» Work to be completed
Retype all material exactly. Pictures stay out of the copy.

Entries with page source code
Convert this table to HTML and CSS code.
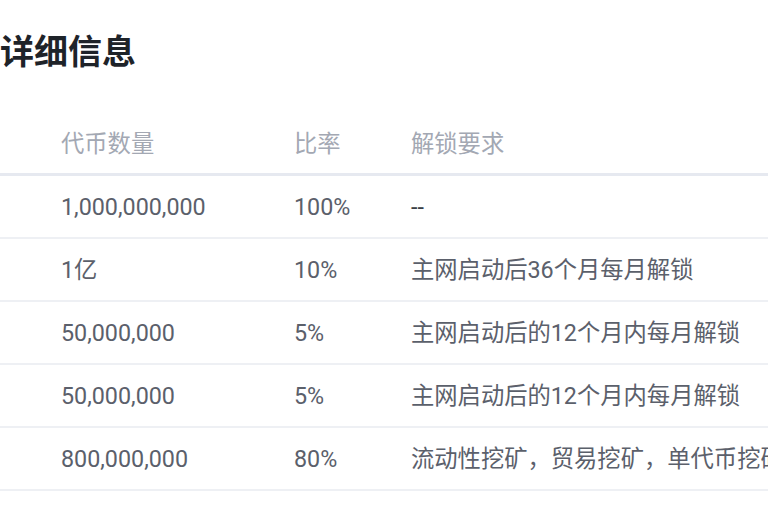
FILE: index.html
```html
<!DOCTYPE html>
<html lang="zh-CN">
<head>
<meta charset="utf-8">
<link rel="stylesheet" href="styles.css">
</head>
<body>
<div class="page">
  <h2 class="title">详细信息</h2>
  <div class="table">
    <div class="row head">
      <div class="cell">代币数量</div>
      <div class="cell">比率</div>
      <div class="cell">解锁要求</div>
    </div>
    <div class="row">
      <div class="cell">1,000,000,000</div>
      <div class="cell">100%</div>
      <div class="cell dash">--</div>
    </div>
    <div class="row">
      <div class="cell">1亿</div>
      <div class="cell">10%</div>
      <div class="cell">主网启动后36个月每月解锁</div>
    </div>
    <div class="row">
      <div class="cell">50,000,000</div>
      <div class="cell">5%</div>
      <div class="cell">主网启动后的12个月内每月解锁</div>
    </div>
    <div class="row">
      <div class="cell">50,000,000</div>
      <div class="cell">5%</div>
      <div class="cell">主网启动后的12个月内每月解锁</div>
    </div>
    <div class="row">
      <div class="cell">800,000,000</div>
      <div class="cell">80%</div>
      <div class="cell">流动性挖矿，贸易挖矿，单代币挖矿</div>
    </div>
  </div>
</div>
</body>
</html>
```

FILE: styles.css
```css
html, body {
  margin: 0;
  padding: 0;
  background: #ffffff;
  overflow: hidden;
}
.page {
  width: 768px;
  height: 510px;
  overflow: hidden;
  font-family: Roboto, "Noto Sans CJK SC", sans-serif;
}
.title {
  margin: 0;
  padding: 27px 0 0 0;
  height: 49px;
  font-size: 34px;
  line-height: 46px;
  font-weight: 700;
  color: #1e2329;
  font-family: "Noto Sans CJK SC", sans-serif;
}
.table {
  margin-top: 39px;
}
.row {
  display: grid;
  grid-template-columns: 233px 117px 1fr;
  padding-left: 61px;
  height: 61px;
  align-items: center;
  border-bottom: 2px solid #eef0f4;
  font-size: 23.3px;
  line-height: 32px;
  color: #5b606b;
  white-space: nowrap;
}
.row.head {
  height: 58px;
  border-bottom: 3px solid #e6e9f0;
  color: #a3a8b3;
}
.cell {
  height: 32px;
}
.dash {
  color: #3a3f48;
}
```
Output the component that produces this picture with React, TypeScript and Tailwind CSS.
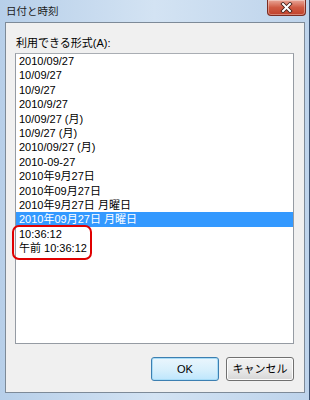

» Full response
Convert this table to HTML and CSS code.
FILE: index.html
```html
<!DOCTYPE html>
<html lang="zh-CN">
<head>
<meta charset="utf-8">
<link rel="stylesheet" href="styles.css">
</head>
<body>
<div class="page">
  <h2 class="title">详细信息</h2>
  <div class="table">
    <div class="row head">
      <div class="cell">代币数量</div>
      <div class="cell">比率</div>
      <div class="cell">解锁要求</div>
    </div>
    <div class="row">
      <div class="cell">1,000,000,000</div>
      <div class="cell">100%</div>
      <div class="cell dash">--</div>
    </div>
    <div class="row">
      <div class="cell">1亿</div>
      <div class="cell">10%</div>
      <div class="cell">主网启动后36个月每月解锁</div>
    </div>
    <div class="row">
      <div class="cell">50,000,000</div>
      <div class="cell">5%</div>
      <div class="cell">主网启动后的12个月内每月解锁</div>
    </div>
    <div class="row">
      <div class="cell">50,000,000</div>
      <div class="cell">5%</div>
      <div class="cell">主网启动后的12个月内每月解锁</div>
    </div>
    <div class="row">
      <div class="cell">800,000,000</div>
      <div class="cell">80%</div>
      <div class="cell">流动性挖矿，贸易挖矿，单代币挖矿</div>
    </div>
  </div>
</div>
</body>
</html>
```

FILE: styles.css
```css
html, body {
  margin: 0;
  padding: 0;
  background: #ffffff;
  overflow: hidden;
}
.page {
  width: 768px;
  height: 510px;
  overflow: hidden;
  font-family: Roboto, "Noto Sans CJK SC", sans-serif;
}
.title {
  margin: 0;
  padding: 27px 0 0 0;
  height: 49px;
  font-size: 34px;
  line-height: 46px;
  font-weight: 700;
  color: #1e2329;
  font-family: "Noto Sans CJK SC", sans-serif;
}
.table {
  margin-top: 39px;
}
.row {
  display: grid;
  grid-template-columns: 233px 117px 1fr;
  padding-left: 61px;
  height: 61px;
  align-items: center;
  border-bottom: 2px solid #eef0f4;
  font-size: 23.3px;
  line-height: 32px;
  color: #5b606b;
  white-space: nowrap;
}
.row.head {
  height: 58px;
  border-bottom: 3px solid #e6e9f0;
  color: #a3a8b3;
}
.cell {
  height: 32px;
}
.dash {
  color: #3a3f48;
}
```
Output the component that produces this picture with React, TypeScript and Tailwind CSS.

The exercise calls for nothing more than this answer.